- Exercise description -
Exactly reproduce each line of the listing that follows.

- Records shown -
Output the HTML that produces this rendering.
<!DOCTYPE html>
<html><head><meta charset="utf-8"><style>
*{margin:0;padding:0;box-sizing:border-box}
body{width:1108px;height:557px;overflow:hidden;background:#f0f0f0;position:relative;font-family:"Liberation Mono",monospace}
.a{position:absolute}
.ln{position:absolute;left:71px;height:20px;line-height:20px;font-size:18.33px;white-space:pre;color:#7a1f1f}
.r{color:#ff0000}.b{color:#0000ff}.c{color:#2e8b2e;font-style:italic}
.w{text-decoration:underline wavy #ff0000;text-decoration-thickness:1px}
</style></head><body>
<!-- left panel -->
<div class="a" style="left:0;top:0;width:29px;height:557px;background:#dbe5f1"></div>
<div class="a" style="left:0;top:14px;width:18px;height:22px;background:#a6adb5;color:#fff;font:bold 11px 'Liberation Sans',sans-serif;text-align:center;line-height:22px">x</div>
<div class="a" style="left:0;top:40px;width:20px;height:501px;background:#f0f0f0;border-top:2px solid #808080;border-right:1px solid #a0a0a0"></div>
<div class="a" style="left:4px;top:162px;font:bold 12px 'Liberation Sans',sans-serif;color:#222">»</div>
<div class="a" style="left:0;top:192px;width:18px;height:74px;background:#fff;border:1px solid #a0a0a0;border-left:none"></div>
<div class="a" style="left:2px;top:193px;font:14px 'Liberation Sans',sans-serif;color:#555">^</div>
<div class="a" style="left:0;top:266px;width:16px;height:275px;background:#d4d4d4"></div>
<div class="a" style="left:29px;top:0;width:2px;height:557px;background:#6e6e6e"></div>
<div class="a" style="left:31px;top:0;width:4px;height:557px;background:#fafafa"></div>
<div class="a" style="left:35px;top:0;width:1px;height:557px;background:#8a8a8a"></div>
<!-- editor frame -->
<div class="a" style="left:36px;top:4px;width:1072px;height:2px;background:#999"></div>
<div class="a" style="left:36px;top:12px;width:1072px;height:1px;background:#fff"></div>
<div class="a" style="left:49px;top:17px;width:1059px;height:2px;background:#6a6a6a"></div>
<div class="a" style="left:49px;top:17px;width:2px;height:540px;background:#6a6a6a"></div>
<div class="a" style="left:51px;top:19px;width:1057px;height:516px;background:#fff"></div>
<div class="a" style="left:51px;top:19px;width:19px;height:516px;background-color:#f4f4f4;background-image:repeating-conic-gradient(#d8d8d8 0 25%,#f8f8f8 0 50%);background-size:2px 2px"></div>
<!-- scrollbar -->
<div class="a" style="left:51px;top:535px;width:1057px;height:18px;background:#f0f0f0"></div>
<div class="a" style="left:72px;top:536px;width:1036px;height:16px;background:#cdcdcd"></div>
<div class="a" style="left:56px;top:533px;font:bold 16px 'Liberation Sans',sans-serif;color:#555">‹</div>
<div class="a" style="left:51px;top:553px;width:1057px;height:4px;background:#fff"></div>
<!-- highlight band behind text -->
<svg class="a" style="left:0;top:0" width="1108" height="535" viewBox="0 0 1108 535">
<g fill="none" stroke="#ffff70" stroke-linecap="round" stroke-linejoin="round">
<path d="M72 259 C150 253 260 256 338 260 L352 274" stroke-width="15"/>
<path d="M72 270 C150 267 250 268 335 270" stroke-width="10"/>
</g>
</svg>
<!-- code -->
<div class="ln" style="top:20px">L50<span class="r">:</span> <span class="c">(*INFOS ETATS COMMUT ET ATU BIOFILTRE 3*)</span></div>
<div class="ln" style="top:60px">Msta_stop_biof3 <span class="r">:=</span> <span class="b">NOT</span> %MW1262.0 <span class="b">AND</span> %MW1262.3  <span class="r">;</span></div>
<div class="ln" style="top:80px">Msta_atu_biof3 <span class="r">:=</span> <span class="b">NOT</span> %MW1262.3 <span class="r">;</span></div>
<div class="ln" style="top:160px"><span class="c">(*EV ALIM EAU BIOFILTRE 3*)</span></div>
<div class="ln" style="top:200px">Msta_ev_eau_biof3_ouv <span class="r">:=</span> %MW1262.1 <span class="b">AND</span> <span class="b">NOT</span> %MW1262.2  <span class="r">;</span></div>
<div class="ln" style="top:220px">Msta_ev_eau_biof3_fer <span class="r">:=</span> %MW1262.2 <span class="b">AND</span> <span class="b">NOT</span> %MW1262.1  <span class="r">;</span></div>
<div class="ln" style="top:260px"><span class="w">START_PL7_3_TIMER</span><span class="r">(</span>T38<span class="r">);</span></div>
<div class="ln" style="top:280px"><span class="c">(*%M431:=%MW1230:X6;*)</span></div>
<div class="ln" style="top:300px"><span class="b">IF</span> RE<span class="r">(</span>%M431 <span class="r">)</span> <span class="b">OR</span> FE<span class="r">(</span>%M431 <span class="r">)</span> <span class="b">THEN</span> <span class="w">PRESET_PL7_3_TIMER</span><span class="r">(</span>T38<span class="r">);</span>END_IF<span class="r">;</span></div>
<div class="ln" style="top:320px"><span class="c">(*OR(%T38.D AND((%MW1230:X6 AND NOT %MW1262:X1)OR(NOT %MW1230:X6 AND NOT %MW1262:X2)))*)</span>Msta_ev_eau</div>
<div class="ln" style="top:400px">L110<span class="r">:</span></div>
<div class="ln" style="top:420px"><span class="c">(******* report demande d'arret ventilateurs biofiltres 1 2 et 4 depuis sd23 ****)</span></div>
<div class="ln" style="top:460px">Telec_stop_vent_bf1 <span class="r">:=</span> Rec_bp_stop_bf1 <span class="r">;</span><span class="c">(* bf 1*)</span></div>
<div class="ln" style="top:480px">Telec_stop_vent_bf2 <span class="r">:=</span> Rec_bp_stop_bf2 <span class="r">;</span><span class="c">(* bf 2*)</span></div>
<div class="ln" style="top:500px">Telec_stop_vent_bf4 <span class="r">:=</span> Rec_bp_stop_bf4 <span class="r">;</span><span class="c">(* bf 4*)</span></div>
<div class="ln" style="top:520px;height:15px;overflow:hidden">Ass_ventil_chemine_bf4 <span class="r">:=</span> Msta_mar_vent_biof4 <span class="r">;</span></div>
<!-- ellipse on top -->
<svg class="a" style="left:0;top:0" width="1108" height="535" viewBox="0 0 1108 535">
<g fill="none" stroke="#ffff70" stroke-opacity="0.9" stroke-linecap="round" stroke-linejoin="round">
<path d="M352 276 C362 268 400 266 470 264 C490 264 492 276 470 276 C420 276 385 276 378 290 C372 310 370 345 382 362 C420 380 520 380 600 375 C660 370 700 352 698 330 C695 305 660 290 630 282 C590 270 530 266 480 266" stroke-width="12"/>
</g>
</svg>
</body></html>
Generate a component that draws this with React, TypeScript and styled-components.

- Solution for this problem -
Output the HTML that produces this rendering.
<!DOCTYPE html>
<html><head><meta charset="utf-8"><style>
*{margin:0;padding:0;box-sizing:border-box}
body{width:1108px;height:557px;overflow:hidden;background:#f0f0f0;position:relative;font-family:"Liberation Mono",monospace}
.a{position:absolute}
.ln{position:absolute;left:71px;height:20px;line-height:20px;font-size:18.33px;white-space:pre;color:#7a1f1f}
.r{color:#ff0000}.b{color:#0000ff}.c{color:#2e8b2e;font-style:italic}
.w{text-decoration:underline wavy #ff0000;text-decoration-thickness:1px}
</style></head><body>
<!-- left panel -->
<div class="a" style="left:0;top:0;width:29px;height:557px;background:#dbe5f1"></div>
<div class="a" style="left:0;top:14px;width:18px;height:22px;background:#a6adb5;color:#fff;font:bold 11px 'Liberation Sans',sans-serif;text-align:center;line-height:22px">x</div>
<div class="a" style="left:0;top:40px;width:20px;height:501px;background:#f0f0f0;border-top:2px solid #808080;border-right:1px solid #a0a0a0"></div>
<div class="a" style="left:4px;top:162px;font:bold 12px 'Liberation Sans',sans-serif;color:#222">»</div>
<div class="a" style="left:0;top:192px;width:18px;height:74px;background:#fff;border:1px solid #a0a0a0;border-left:none"></div>
<div class="a" style="left:2px;top:193px;font:14px 'Liberation Sans',sans-serif;color:#555">^</div>
<div class="a" style="left:0;top:266px;width:16px;height:275px;background:#d4d4d4"></div>
<div class="a" style="left:29px;top:0;width:2px;height:557px;background:#6e6e6e"></div>
<div class="a" style="left:31px;top:0;width:4px;height:557px;background:#fafafa"></div>
<div class="a" style="left:35px;top:0;width:1px;height:557px;background:#8a8a8a"></div>
<!-- editor frame -->
<div class="a" style="left:36px;top:4px;width:1072px;height:2px;background:#999"></div>
<div class="a" style="left:36px;top:12px;width:1072px;height:1px;background:#fff"></div>
<div class="a" style="left:49px;top:17px;width:1059px;height:2px;background:#6a6a6a"></div>
<div class="a" style="left:49px;top:17px;width:2px;height:540px;background:#6a6a6a"></div>
<div class="a" style="left:51px;top:19px;width:1057px;height:516px;background:#fff"></div>
<div class="a" style="left:51px;top:19px;width:19px;height:516px;background-color:#f4f4f4;background-image:repeating-conic-gradient(#d8d8d8 0 25%,#f8f8f8 0 50%);background-size:2px 2px"></div>
<!-- scrollbar -->
<div class="a" style="left:51px;top:535px;width:1057px;height:18px;background:#f0f0f0"></div>
<div class="a" style="left:72px;top:536px;width:1036px;height:16px;background:#cdcdcd"></div>
<div class="a" style="left:56px;top:533px;font:bold 16px 'Liberation Sans',sans-serif;color:#555">‹</div>
<div class="a" style="left:51px;top:553px;width:1057px;height:4px;background:#fff"></div>
<!-- highlight band behind text -->
<svg class="a" style="left:0;top:0" width="1108" height="535" viewBox="0 0 1108 535">
<g fill="none" stroke="#ffff70" stroke-linecap="round" stroke-linejoin="round">
<path d="M72 259 C150 253 260 256 338 260 L352 274" stroke-width="15"/>
<path d="M72 270 C150 267 250 268 335 270" stroke-width="10"/>
</g>
</svg>
<!-- code -->
<div class="ln" style="top:20px">L50<span class="r">:</span> <span class="c">(*INFOS ETATS COMMUT ET ATU BIOFILTRE 3*)</span></div>
<div class="ln" style="top:60px">Msta_stop_biof3 <span class="r">:=</span> <span class="b">NOT</span> %MW1262.0 <span class="b">AND</span> %MW1262.3  <span class="r">;</span></div>
<div class="ln" style="top:80px">Msta_atu_biof3 <span class="r">:=</span> <span class="b">NOT</span> %MW1262.3 <span class="r">;</span></div>
<div class="ln" style="top:160px"><span class="c">(*EV ALIM EAU BIOFILTRE 3*)</span></div>
<div class="ln" style="top:200px">Msta_ev_eau_biof3_ouv <span class="r">:=</span> %MW1262.1 <span class="b">AND</span> <span class="b">NOT</span> %MW1262.2  <span class="r">;</span></div>
<div class="ln" style="top:220px">Msta_ev_eau_biof3_fer <span class="r">:=</span> %MW1262.2 <span class="b">AND</span> <span class="b">NOT</span> %MW1262.1  <span class="r">;</span></div>
<div class="ln" style="top:260px"><span class="w">START_PL7_3_TIMER</span><span class="r">(</span>T38<span class="r">);</span></div>
<div class="ln" style="top:280px"><span class="c">(*%M431:=%MW1230:X6;*)</span></div>
<div class="ln" style="top:300px"><span class="b">IF</span> RE<span class="r">(</span>%M431 <span class="r">)</span> <span class="b">OR</span> FE<span class="r">(</span>%M431 <span class="r">)</span> <span class="b">THEN</span> <span class="w">PRESET_PL7_3_TIMER</span><span class="r">(</span>T38<span class="r">);</span>END_IF<span class="r">;</span></div>
<div class="ln" style="top:320px"><span class="c">(*OR(%T38.D AND((%MW1230:X6 AND NOT %MW1262:X1)OR(NOT %MW1230:X6 AND NOT %MW1262:X2)))*)</span>Msta_ev_eau</div>
<div class="ln" style="top:400px">L110<span class="r">:</span></div>
<div class="ln" style="top:420px"><span class="c">(******* report demande d'arret ventilateurs biofiltres 1 2 et 4 depuis sd23 ****)</span></div>
<div class="ln" style="top:460px">Telec_stop_vent_bf1 <span class="r">:=</span> Rec_bp_stop_bf1 <span class="r">;</span><span class="c">(* bf 1*)</span></div>
<div class="ln" style="top:480px">Telec_stop_vent_bf2 <span class="r">:=</span> Rec_bp_stop_bf2 <span class="r">;</span><span class="c">(* bf 2*)</span></div>
<div class="ln" style="top:500px">Telec_stop_vent_bf4 <span class="r">:=</span> Rec_bp_stop_bf4 <span class="r">;</span><span class="c">(* bf 4*)</span></div>
<div class="ln" style="top:520px;height:15px;overflow:hidden">Ass_ventil_chemine_bf4 <span class="r">:=</span> Msta_mar_vent_biof4 <span class="r">;</span></div>
<!-- ellipse on top -->
<svg class="a" style="left:0;top:0" width="1108" height="535" viewBox="0 0 1108 535">
<g fill="none" stroke="#ffff70" stroke-opacity="0.9" stroke-linecap="round" stroke-linejoin="round">
<path d="M352 276 C362 268 400 266 470 264 C490 264 492 276 470 276 C420 276 385 276 378 290 C372 310 370 345 382 362 C420 380 520 380 600 375 C660 370 700 352 698 330 C695 305 660 290 630 282 C590 270 530 266 480 266" stroke-width="12"/>
</g>
</svg>
</body></html>
Generate a component that draws this with React, TypeScript and styled-components.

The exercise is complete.